International Association
for Cryptologic Research

The power of a statistical attack is inversely proportional to the number of plaintexts

necessary to recover information on the encryption key. By

analyzing the distribution of the random variables involved in the attack,

cryptographers aim to provide a good estimate of the data

complexity of such an attack. In this paper, we analyze the

hypotheses made in simple, multiple, and multidimensional

linear attacks that use either non-zero or zero correlations, and provide more accurate estimates of the data complexity of

these attacks. This is achieved by taking, for the first time, into consideration the key variance of the statistic for both

the right and wrong keys.

For the family of linear attacks we differentiate between the attacks which are performed in the known-plaintext

and those in the distinct-known-plaintext model. By this differentiation, we improve the

data complexity of some attacks by applying the distinct-known-plaintext model.

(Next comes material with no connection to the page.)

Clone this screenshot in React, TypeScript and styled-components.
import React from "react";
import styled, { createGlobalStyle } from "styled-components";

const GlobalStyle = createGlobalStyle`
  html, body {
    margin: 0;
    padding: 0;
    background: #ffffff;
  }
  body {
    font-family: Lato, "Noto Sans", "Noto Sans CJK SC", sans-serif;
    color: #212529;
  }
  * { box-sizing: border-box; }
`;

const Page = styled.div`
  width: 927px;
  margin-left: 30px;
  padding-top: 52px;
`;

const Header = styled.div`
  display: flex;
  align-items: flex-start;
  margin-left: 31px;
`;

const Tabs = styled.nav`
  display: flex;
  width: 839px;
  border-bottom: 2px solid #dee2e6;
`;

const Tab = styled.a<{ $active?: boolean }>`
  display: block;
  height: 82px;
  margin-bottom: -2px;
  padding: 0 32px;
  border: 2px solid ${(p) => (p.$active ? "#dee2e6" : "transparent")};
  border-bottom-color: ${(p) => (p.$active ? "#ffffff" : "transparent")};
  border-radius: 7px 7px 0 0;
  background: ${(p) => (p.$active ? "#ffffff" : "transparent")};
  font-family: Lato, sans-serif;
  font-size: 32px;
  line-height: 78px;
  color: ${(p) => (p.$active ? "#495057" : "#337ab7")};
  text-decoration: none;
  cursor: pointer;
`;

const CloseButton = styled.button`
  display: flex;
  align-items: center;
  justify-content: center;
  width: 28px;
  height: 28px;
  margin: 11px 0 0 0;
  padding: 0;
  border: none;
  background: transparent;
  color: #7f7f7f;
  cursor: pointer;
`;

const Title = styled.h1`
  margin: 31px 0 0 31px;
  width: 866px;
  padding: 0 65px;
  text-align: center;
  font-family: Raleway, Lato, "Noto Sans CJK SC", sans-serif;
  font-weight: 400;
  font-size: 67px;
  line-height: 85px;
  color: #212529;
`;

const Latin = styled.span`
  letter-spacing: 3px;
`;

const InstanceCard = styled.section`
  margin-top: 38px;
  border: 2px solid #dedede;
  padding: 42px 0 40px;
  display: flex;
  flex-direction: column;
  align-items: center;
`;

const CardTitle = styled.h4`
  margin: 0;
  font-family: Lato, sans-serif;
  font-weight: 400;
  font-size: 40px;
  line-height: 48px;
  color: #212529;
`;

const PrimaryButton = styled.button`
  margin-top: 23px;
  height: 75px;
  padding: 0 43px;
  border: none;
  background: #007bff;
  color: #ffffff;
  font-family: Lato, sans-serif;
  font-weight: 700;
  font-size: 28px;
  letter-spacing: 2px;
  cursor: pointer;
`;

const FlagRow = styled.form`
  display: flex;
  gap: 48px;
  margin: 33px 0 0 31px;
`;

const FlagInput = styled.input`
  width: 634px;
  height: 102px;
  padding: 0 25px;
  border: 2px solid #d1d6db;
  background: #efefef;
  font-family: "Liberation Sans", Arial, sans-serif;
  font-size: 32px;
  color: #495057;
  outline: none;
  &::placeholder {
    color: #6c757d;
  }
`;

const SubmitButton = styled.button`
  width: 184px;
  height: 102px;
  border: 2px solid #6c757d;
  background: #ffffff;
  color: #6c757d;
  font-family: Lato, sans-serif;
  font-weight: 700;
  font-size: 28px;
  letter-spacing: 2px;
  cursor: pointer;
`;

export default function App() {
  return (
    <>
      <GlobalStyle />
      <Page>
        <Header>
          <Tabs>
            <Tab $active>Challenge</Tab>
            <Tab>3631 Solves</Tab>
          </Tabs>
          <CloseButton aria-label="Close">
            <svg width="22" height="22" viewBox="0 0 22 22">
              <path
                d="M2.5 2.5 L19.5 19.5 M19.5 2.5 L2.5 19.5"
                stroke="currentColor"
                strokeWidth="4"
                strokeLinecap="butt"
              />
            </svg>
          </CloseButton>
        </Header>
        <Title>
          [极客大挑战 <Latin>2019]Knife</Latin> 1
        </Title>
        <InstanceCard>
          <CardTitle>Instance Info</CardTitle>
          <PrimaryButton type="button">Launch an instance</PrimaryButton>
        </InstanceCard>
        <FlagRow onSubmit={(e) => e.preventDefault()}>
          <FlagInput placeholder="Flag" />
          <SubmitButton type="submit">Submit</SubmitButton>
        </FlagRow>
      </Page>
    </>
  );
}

From the analysis provided in this paper, it follows that

the number of attacked

rounds in the multidimensional linear context is impacted by the fact that the expected capacity of a multidimensional linear

approximation for a random permutation is not equal to

zero as previously assumed. The impact of the result is relatively important, since it weakens most existing multidimensional linear attacks.

From the link between

differential and linear cryptanalysis we also derive a new estimate of the

data complexity of a truncated differential attack. The theory developed

in this paper is backed up by different experiments.